Our First Year as a “Lean, Mean, Promise Machine”

Written by Amanda Cote

On July 13, 2011

Dear Friends – It’s been a little more than a year since CPN opened its doors last July and what a whirlwind it has been! We thought it would be a good time to share a quick program-focused year in review.

Conducting Community Surveys
Beginning in August, CPN surveyed nonprofit organizations that are currently providing services to the children and families who live within the Neighborhood. Thanks to assistance from Trident United Way and the Coastal Community Foundation, requests for survey responses were sent to 500+ nonprofits. The services were arrayed along six areas of community focus (parenting, education, employment, community revitalization, housing, and healthcare) and along nine age groups from prenatal to seniors.

While we continued to add to the survey data, we were simultaneously identifying unmet needs and areas of service duplication and fragmentation that need to be addressed as we create systems that will allow the most effective service providers to scale up to serve more children.

Establishing School-Based Priorities
Throughout the fall, we worked with the Charleston County School District and the principals at the four elementary schools (James Simons, Mary Ford, Sanders-Clyde, and Chicora) and began creating plans for resource infusion into the elementary schools to address priority needs in six areas:

  1. Strengthening School Leadership, Including Building a College-Bound Culture
  2. Cultivating and Retaining the Best Teachers
  3. Enhancing Parental Involvement
  4. Providing High Quality, Coordinated In-School Support Services
  5. Providing Safe , Outcomes-Focused Extended Learning Environments, Including After-School and Summer Programs
  6. Stabilizing Funding Streams for the Programs and Services in the Five Areas Listed Above.

Researching Best Practices
To ensure that we began addressing these priorities effectively and efficiently, we also partnered with the College of Charleston and the Citadel to create detailed research briefs on best practices for policies and programs along the six general strands of focus (parenting, education, employment, community revitalization, housing, and healthcare), and within the six school-based priority areas. Each college recruited and generously provided in-kind funding for graduate students to assist us in this critical research which will help us ensure that our work moving forward relies on the best available evidence for known programs that produce measurable outcomes for children and families.

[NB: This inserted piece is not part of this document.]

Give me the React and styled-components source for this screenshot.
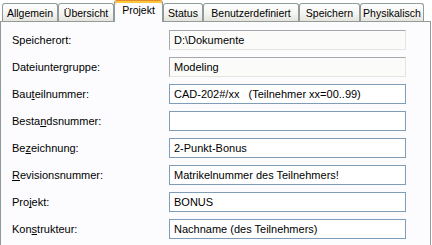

Forming a Community Engagement Council
In December, we expanded beyond “research” mode, and began to work within the Neighborhood directly. We formed a Community Engagement Council composed of Neighborhood residents modeled after the Annie E. Casey Foundation’s best practices for Sustaining Neighborhood Change and the Council has meet every two weeks since that time. Throughout the Winter and Early Spring, members met with key Neighborhood leaders to develop a strong understanding of the Neighborhood’s assets and priority needs. In April 2011, the CEC chose three priority areas of emphasis for their work moving forward: (1) Creating a YouthPromise leadership initiative for middle and high school students within the community, (2) Hosting leadership and advocacy skill-building training for Neighborhood residents, and (3) Creating an information network designed to ensure that residents receive regular updates about issues impacting them and the Neighborhood as a whole. The CEC, with CPN staff support, is continuing to meet this Summer to plan the launch of these initiatives in the Fall.

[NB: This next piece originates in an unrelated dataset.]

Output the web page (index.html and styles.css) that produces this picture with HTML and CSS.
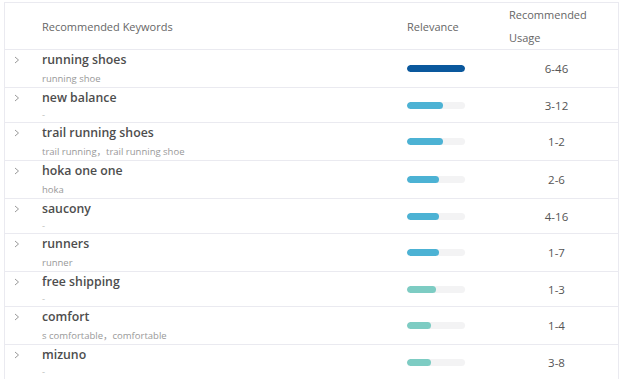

Conducting Detailed School Baseline Evaluations
From January through March, 2011, we conducted detailed site-based evaluations at all four of the CPN elementary schools. Concurrently, we used the best practices research that we had done in the Fall to create a template for the “Ideal CPN Elementary School” which, like most of the rest of our work, we made publicly available on our website. We then finalized a “Cross-School Resource Infusion Plan” designed to help take the schools from where they are today to becoming among the best elementary schools in Charleston County within the next five years. The first year of that plan, for the 2011-2012, is focused on (1) providing pediatric health and wellness services at all four schools, piloting an optional teacher incentive program tied to student achievement that also include additional professional development, and targeted literacy and numeracy supports for students who are below grade level, and creating a college-bound culture designed to set high expectations for achievement for every student at the school.

Infusing Early Resources At the Schools
Throughout the Winter and Spring, we also partnered with the Charleston Philanthropic Partnership (CPP) to provide a variety of resources to the schools, including mini-grants for professional development and a hand-on science project for 3rd graders at Mary Ford, funding support for several parent involvement and literacy events at James Simons, and after-school tutoring for 4th graders at Chicora. In addition to financial support, CPP and other key strategic volunteers have provided us with immeasurable program support, feedback, and guidance that have helped us finely tune our plans moving forward.

We’re tremendously proud of our program accomplishments for our first year operating as a “Lean, Mean Promise Machine” and we’re excited to be at the point where we’re converting plans into action.  In just a few weeks, we will be co-hosting (with CCSD) a full-day kickoff with all of the teachers at the CPN schools that is designed to update them on our first year planning and kick off our school-based initiatives for our first year of intensive school-based partnership.

We look forward to sharing ongoing updates as we roll out our 2011-2012 initiatives, both within the schools and within the Neighborhood as a whole!

On behalf of the entire CPN team, THANK YOU for your continued support!